You could easily have different Uniques for each Era for each Civ without requiring the creation of extra leaders and burdening Firaxis beyond reason. Civ: Revolution had each civ gain new different bonuses in later eras. I can see a Civ game doing that. I cannot see a Civ game expanding from 40+ leaders to 100.

Too many leaders spoil the broth. Keep uniques #unique.
 
You could easily have different Uniques for each Era for each Civ without requiring the creation of extra leaders and burdening Firaxis beyond reason. Civ: Revolution had each civ gain new different bonuses in later eras. I can see a Civ game doing that. I cannot see a Civ game expanding from 40+ leaders to 100.

Too many leaders spoil the broth. Keep uniques #unique.

Full Disclosure: I dislike the entire Immortal Leader concept intensely. And since Civs V and VI tie some of the Civilization's Unique Attributes to the specific leader, it leads to inanities like 6 different Modded versions of China (in Civ V and VI both), each with a different leader and therefore each playing like a different civilization.

But. The game, the designers and the game community seem to firmly wedded to having a 'Leader' to personalize the Civ, so I'm afraid we are stuck with it.

The problem with it, as the Modding community immediately realized, is that any Civ which has lasted any time at all has multiple possible leaders, each having different 'characteristics' that can be applied to the Civ. This, in turn, leads to the Major Problem: Historically, Civilizations survived because the Civ and its leaders evolved and changed to deal with the changing situation with which they were faced. In the game, this is flat impossible, and your Civ is basically given a single 'toolbox' to handle all the challenges of a 6000 year span.

The answer is not to have Mods or DLCs giving you multiple Leaders, but to have each Civ given the flexibility to handle, for better or worse, the challenges of the entire game span and not just be tied to one or two leaders who handled a tiny fraction of that span. Essentially, we stuff all of French history into (at present) less than 80 years in two Eras. That is ridiculous, but it is now accepted as 'normal' for the game.
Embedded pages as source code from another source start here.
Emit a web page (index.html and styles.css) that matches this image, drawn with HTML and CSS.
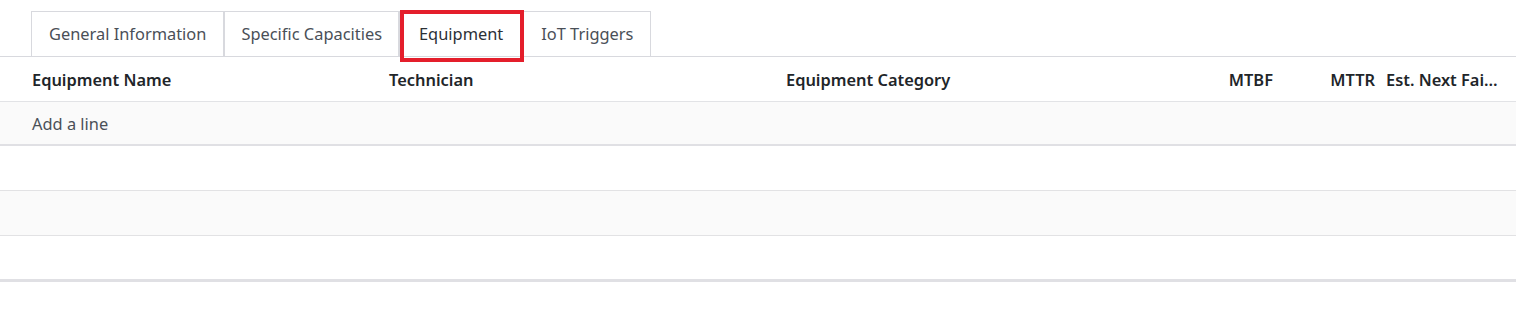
FILE: index.html
```html
<!DOCTYPE html>
<html>
<head>
<title>Work Center - Equipment</title>
<link rel="stylesheet" href="styles.css">
</head>
<body>
  <div id="notebook">
    <ul class="tabs">
      <li class="tab">General Information</li>
      <li class="tab tight">Specific Capacities</li>
      <li class="tab active">Equipment<span class="mark"></span></li>
      <li class="tab">IoT Triggers</li>
    </ul>
    <table class="list">
      <colgroup>
        <col class="col_name">
        <col class="col_tech">
        <col class="col_cat">
        <col class="col_mtbf">
        <col class="col_mttr">
        <col class="col_next">
      </colgroup>
      <thead>
        <tr>
          <th class="first">Equipment Name</th>
          <th>Technician</th>
          <th>Equipment Category</th>
          <th class="num">MTBF</th>
          <th class="num">MTTR</th>
          <th class="clip">Est. Next Failure Date</th>
        </tr>
      </thead>
      <tbody>
        <tr class="add_row">
          <td class="first" colspan="6"><a>Add a line</a></td>
        </tr>
        <tr class="empty"><td colspan="6"></td></tr>
        <tr class="empty odd"><td colspan="6"></td></tr>
        <tr class="empty last"><td colspan="6"></td></tr>
      </tbody>
    </table>
  </div>
</body>
</html>
```

FILE: styles.css
```css
body {
  margin: 0;
  background-color: #ffffff;
  font-family: "Noto Sans", "Open Sans", sans-serif;
  font-size: 16.4px;
  color: #495057;
}
#notebook {
  padding-top: 11px;
}
.tabs {
  display: flex;
  list-style: none;
  margin: 0;
  padding: 0 0 0 31px;
  border-bottom: 1px solid #d8d9de;
}
.tab {
  height: 44px;
  line-height: 44px;
  padding: 0 17px;
  border: 1px solid #d8d9de;
  border-bottom: none;
  color: #4a4f57;
  background-color: #ffffff;
}
.tab.tight {
  padding: 0 16px;
}
.tab.active {
  position: relative;
  padding: 0 19px;
  color: #2b3036;
}
/* red highlight box drawn over the active tab */
.mark {
  position: absolute;
  left: 0;
  top: -2px;
  right: -2px;
  bottom: -6px;
  border: 4px solid #e41e2b;
}
.list {
  width: 100%;
  border-collapse: collapse;
  table-layout: fixed;
}
.col_name { width: 383px; }
.col_tech { width: 397px; }
.col_cat { width: 398px; }
.col_mtbf { width: 101px; }
.col_mttr { width: 102px; }
.list th {
  height: 44px;
  padding: 0 6px;
  text-align: left;
  font-weight: 600;
  color: #212529;
  border-bottom: 1px solid #e2e3e6;
  white-space: nowrap;
}
.list th.first, .list td.first {
  padding-left: 32px;
}
.list th.num {
  text-align: right;
}
.list th.clip {
  overflow: hidden;
  text-overflow: ellipsis;
  padding-left: 5px;
  padding-right: 16px;
}
.list td {
  height: 44px;
  padding: 0 6px;
  border-bottom: 1px solid #e2e2e4;
}
.add_row td {
  background-color: #fafafa;
  height: 42px;
  border-bottom: 2px solid #e0e0e4;
}
.add_row a {
  color: #4a5058;
  cursor: pointer;
}
.empty.odd td {
  background-color: #fafafa;
}
.empty.last td {
  height: 43px;
  border-bottom: 3px solid #e0e0e4;
}
```
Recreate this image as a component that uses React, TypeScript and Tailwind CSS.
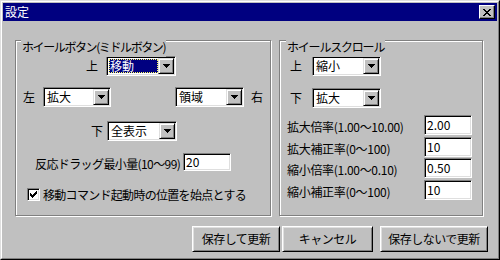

So, yes, the idea of having different Uniques per Era would be better. In fact, there could be a selection of both Civ-particular and 'standard' Uniques for each Era, and the choice available might even be linked to the state of your Civilization: Dark or Heroic Ages giving different choices than Golden Ages. There is something to be said for getting a 'Leader' Attribute or Unique that matches your specific Civ Challenges.
 
Full Disclosure: I dislike the entire Immortal Leader concept intensely. And since Civs V and VI tie some of the Civilization's Unique Attributes to the specific leader, it leads to inanities like 6 different Modded versions of China (in Civ V and VI both), each with a different leader and therefore each playing like a different civilization.

But. The game, the designers and the game community seem to firmly wedded to having a 'Leader' to personalize the Civ, so I'm afraid we are stuck with it.

The problem with it, as the Modding community immediately realized, is that any Civ which has lasted any time at all has multiple possible leaders, each having different 'characteristics' that can be applied to the Civ. This, in turn, leads to the Major Problem: Historically, Civilizations survived because the Civ and its leaders evolved and changed to deal with the changing situation with which they were faced. In the game, this is flat impossible, and your Civ is basically given a single 'toolbox' to handle all the challenges of a 6000 year span.

The answer is not to have Mods or DLCs giving you multiple Leaders, but to have each Civ given the flexibility to handle, for better or worse, the challenges of the entire game span and not just be tied to one or two leaders who handled a tiny fraction of that span. Essentially, we stuff all of French history into (at present) less than 80 years in two Eras. That is ridiculous, but it is now accepted as 'normal' for the game.

So, yes, the idea of having different Uniques per Era would be better. In fact, there could be a selection of both Civ-particular and 'standard' Uniques for each Era, and the choice available might even be linked to the state of your Civilization: Dark or Heroic Ages giving different choices than Golden Ages. There is something to be said for getting a 'Leader' Attribute or Unique that matches your specific Civ Challenges.
What you're describing kinda sounds like the government and policy system. Different tools evolving over different eras and such.
 
What you're describing kinda sounds like the government and policy system. Different tools evolving over different eras and such.

Except that the current Governments and Policies work the same for all Civs, What I would want, is something similar to the Leader Attributes that are now tied to a given leader for the Civ Forever, and 'divorce' them from the nominal Leader and each Era (or other 'trigger' mechanism) the Civ gets a new set of Leader Uniques to choose from - some 'standard' some completely unique to the Civ. It's the Unique to the Civ part that is not covered by the standard Government/Policy system in use now.

You would still be stuck with the 'nominal' Civ Leader for Eternity, but the Effective Leader would change. Given the addiction of the developers to animated leaders, I think it is a more realistic wish than expecting them to give us a new animated Leader every Era, or even more than 2 per Civ - and that only after several DLCs, as now in Civ VI.
 
In a way, I’d love Civ to have a leader and advisor system similar to EU4. But ultimately, I think individual leaders are too granular for Civ.

To me, the immortal leader represents sort of a cultural construct. Your Civ is never led by Teddy Roosevelt. Instead, Teddy the leader exists at the level of ideas, and the player can only see and interact with these leaders because they’re playing at a “god” level of the game.

The implementation of Governors was a bit of a missed opportunity here. They would have been so much better if you competed for them like great people, or instead represented “great families” rather than individuals.